What is being asked: Begin with the first line below and retype each line exactly through the line containing "import React from 'react';". Any pictures are to be left out.

▬▬▬▬▬▬

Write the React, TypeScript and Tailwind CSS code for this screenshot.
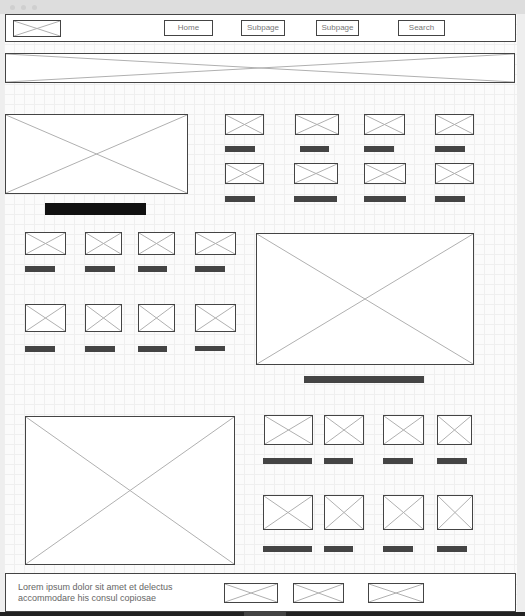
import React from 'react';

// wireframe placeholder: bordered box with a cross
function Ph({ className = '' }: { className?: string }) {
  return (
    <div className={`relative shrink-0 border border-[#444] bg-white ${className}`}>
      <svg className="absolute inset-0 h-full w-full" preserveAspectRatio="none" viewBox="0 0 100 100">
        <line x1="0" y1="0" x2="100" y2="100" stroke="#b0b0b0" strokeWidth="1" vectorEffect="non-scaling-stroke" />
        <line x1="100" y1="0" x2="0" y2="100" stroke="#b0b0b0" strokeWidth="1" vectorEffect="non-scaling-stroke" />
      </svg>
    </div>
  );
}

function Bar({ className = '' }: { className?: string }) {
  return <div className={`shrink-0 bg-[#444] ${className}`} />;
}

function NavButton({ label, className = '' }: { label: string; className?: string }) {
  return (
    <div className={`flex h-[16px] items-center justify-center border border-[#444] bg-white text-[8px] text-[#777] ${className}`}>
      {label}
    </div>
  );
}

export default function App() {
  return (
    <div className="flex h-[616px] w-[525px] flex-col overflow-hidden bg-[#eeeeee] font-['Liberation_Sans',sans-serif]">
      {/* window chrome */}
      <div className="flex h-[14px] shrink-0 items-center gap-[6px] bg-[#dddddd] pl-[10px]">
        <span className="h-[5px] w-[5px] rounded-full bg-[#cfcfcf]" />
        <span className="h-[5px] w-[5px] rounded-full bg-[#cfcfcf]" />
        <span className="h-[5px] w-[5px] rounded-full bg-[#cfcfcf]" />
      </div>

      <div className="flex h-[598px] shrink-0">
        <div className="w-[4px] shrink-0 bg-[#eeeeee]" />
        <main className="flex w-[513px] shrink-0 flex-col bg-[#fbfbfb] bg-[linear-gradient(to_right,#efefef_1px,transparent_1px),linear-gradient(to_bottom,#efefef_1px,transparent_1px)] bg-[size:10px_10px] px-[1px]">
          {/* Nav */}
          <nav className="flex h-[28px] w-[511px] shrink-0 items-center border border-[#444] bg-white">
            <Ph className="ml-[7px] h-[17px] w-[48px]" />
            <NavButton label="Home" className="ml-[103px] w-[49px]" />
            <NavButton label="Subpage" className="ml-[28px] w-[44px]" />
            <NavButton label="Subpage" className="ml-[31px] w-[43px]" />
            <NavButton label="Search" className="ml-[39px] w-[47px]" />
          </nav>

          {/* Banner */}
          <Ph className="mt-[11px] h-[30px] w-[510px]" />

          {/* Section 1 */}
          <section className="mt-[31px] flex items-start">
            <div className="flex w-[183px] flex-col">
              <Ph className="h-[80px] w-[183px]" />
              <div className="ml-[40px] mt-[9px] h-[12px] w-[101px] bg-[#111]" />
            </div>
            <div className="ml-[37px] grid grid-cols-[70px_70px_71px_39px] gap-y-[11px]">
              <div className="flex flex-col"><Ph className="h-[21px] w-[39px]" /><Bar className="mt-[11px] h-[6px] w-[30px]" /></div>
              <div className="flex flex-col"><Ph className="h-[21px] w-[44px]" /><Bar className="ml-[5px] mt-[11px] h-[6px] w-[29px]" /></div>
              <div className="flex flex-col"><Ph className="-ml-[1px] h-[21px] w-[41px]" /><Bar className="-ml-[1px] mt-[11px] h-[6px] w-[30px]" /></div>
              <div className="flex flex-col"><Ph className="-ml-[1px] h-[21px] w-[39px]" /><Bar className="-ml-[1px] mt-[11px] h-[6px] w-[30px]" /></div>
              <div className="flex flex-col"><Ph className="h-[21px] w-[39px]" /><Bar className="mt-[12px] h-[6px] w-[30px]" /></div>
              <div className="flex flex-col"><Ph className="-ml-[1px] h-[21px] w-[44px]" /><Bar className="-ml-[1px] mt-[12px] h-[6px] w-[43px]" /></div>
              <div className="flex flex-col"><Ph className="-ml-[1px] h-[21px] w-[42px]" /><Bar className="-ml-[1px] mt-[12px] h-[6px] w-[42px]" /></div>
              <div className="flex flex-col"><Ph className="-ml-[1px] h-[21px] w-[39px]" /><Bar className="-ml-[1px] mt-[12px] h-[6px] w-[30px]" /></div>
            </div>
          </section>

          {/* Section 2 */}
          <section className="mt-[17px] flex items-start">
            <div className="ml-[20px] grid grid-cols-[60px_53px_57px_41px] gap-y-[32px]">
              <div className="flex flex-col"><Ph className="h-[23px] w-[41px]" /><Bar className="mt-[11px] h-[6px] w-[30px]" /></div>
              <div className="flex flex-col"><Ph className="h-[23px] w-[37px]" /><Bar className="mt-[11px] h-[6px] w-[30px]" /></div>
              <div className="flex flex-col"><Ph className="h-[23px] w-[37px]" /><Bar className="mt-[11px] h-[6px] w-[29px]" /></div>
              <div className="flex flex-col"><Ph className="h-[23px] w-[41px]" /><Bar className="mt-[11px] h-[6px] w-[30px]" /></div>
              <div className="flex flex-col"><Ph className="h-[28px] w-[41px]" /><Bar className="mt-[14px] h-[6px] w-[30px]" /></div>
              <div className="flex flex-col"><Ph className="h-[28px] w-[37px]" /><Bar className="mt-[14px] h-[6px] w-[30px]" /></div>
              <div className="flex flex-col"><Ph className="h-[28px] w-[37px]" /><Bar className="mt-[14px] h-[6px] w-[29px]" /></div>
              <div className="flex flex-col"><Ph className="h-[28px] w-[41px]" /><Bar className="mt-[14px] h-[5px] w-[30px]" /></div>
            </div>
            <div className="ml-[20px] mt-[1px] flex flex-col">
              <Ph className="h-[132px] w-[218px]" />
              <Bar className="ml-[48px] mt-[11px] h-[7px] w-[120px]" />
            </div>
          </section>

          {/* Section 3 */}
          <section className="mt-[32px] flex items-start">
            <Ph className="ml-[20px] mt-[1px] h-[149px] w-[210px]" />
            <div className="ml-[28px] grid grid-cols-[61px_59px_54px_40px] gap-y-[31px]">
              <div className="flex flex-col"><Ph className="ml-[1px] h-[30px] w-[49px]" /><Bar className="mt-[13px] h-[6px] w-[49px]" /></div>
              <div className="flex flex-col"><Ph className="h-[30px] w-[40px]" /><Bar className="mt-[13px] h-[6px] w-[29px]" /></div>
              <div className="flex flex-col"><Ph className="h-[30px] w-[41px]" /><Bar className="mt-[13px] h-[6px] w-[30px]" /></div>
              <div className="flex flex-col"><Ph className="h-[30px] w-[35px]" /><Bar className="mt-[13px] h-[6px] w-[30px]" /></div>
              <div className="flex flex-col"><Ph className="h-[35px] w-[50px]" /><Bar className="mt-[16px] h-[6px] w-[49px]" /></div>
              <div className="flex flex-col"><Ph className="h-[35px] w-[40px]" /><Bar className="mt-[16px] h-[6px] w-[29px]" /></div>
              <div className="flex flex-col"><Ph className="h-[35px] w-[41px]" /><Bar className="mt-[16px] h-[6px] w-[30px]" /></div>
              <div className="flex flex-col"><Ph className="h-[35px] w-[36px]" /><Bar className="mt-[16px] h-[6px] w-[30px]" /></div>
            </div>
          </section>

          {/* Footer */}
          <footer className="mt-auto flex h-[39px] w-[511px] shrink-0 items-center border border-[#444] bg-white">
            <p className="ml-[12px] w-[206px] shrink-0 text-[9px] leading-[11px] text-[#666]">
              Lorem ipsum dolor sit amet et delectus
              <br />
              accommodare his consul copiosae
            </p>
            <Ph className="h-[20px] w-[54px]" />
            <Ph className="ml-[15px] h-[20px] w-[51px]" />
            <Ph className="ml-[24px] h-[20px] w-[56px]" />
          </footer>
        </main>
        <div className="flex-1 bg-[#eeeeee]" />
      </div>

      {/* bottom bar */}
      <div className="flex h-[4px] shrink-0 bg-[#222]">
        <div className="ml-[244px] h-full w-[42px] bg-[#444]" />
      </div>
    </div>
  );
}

▬▬▬▬▬▬

Solution for this problem:
Write the React, TypeScript and Tailwind CSS code for this screenshot.
import React from 'react';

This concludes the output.